Il s’avère de l’analyse que l’autofinancement comme stratégie de financement d’une entreprise est un facteur de croissance de l’entreprise et, en particulier, d’une PME.  Cela ne peut être possible que lorsque le financement en général et, le financement en capitaux propres est dégagé des excédents bénéfiques au travers des activités de l’entreprise, et lorsque celles-ci sont susceptibles de dégager, lors de son exercice, une capacité d’autofinancement importante et suffisante afin de permettre la décision autofinancer l’entreprise.

Toutefois, cette croissance est sujette à de multiples facteurs dont certains sont liés à l’environnement de la PME, et d’autres, liés au fonctionnement interne de celle-ci. Ceux-ci influencent la croissance lors de la phase opérationnelle du processus d’exploitation affectant ainsi ses résultats (outputs). Ces facteurs pluriels selon les contextes et réalités de l’entreprise sont censés être maitrisés en vue d’espérer la croissance de celle-ci.
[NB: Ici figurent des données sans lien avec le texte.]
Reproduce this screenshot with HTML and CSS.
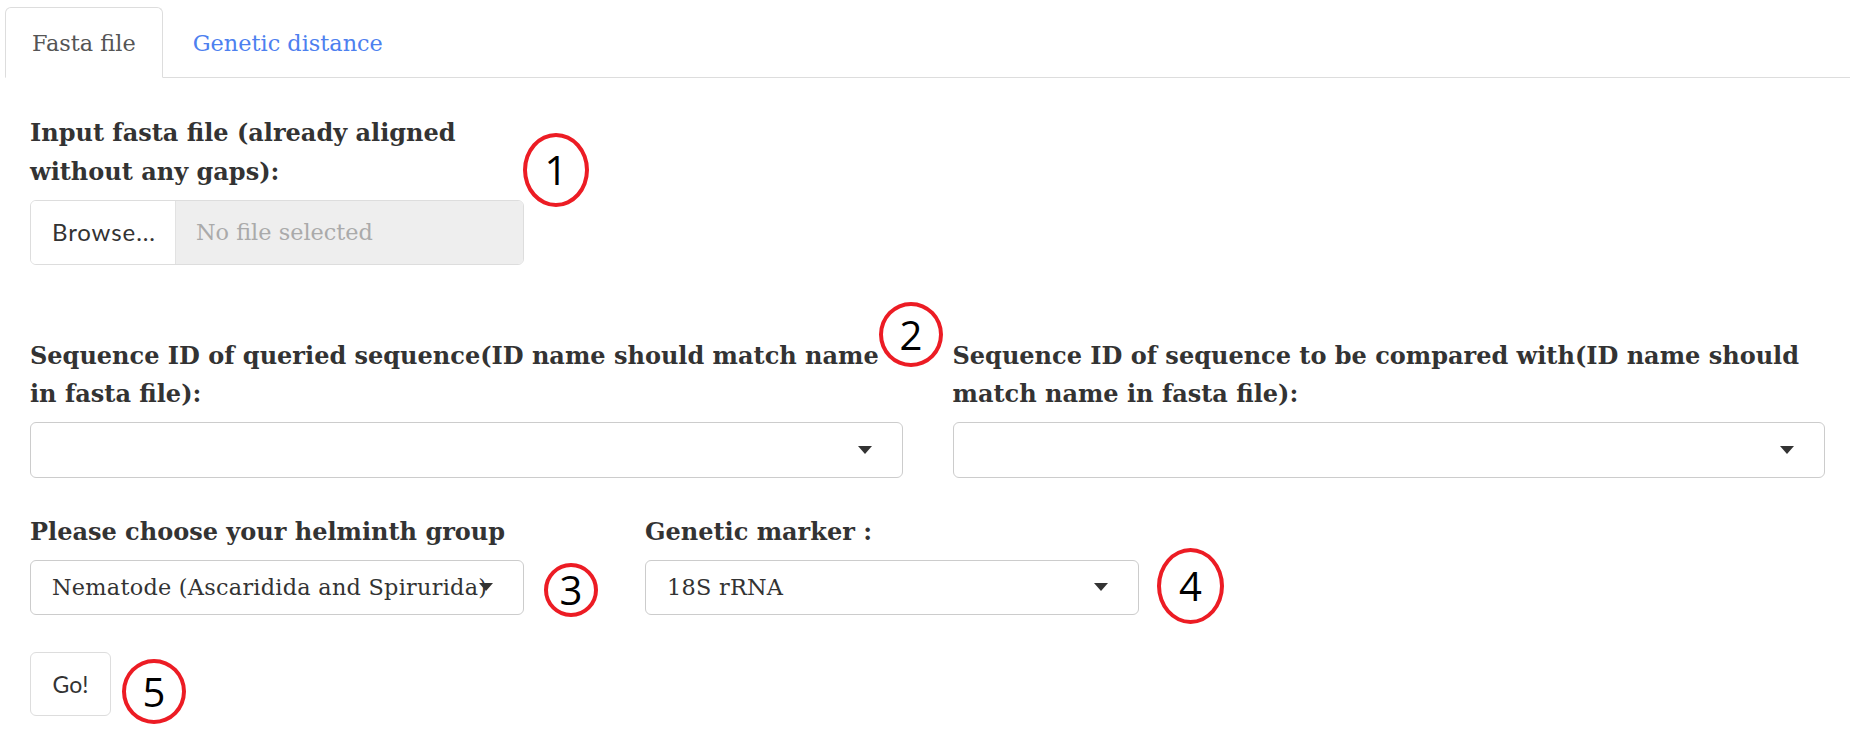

Néanmoins, l’entreprise est contrainte de recourir aux emprunts ou à l’endettement en vue de bénéficier de l’effet levier soit à cause du coût de l’autofinancement, autrement dit coût d’opportunité ou coût de non-réalisation d’investissement, soit l’entreprise renonce aux projets ambitieux, ou n’investit pas, soit encore, grâce à son autofinancement en année, l’entreprise est incapable d’assurer le financement de tous ses besoins par ce montant l’année suivante.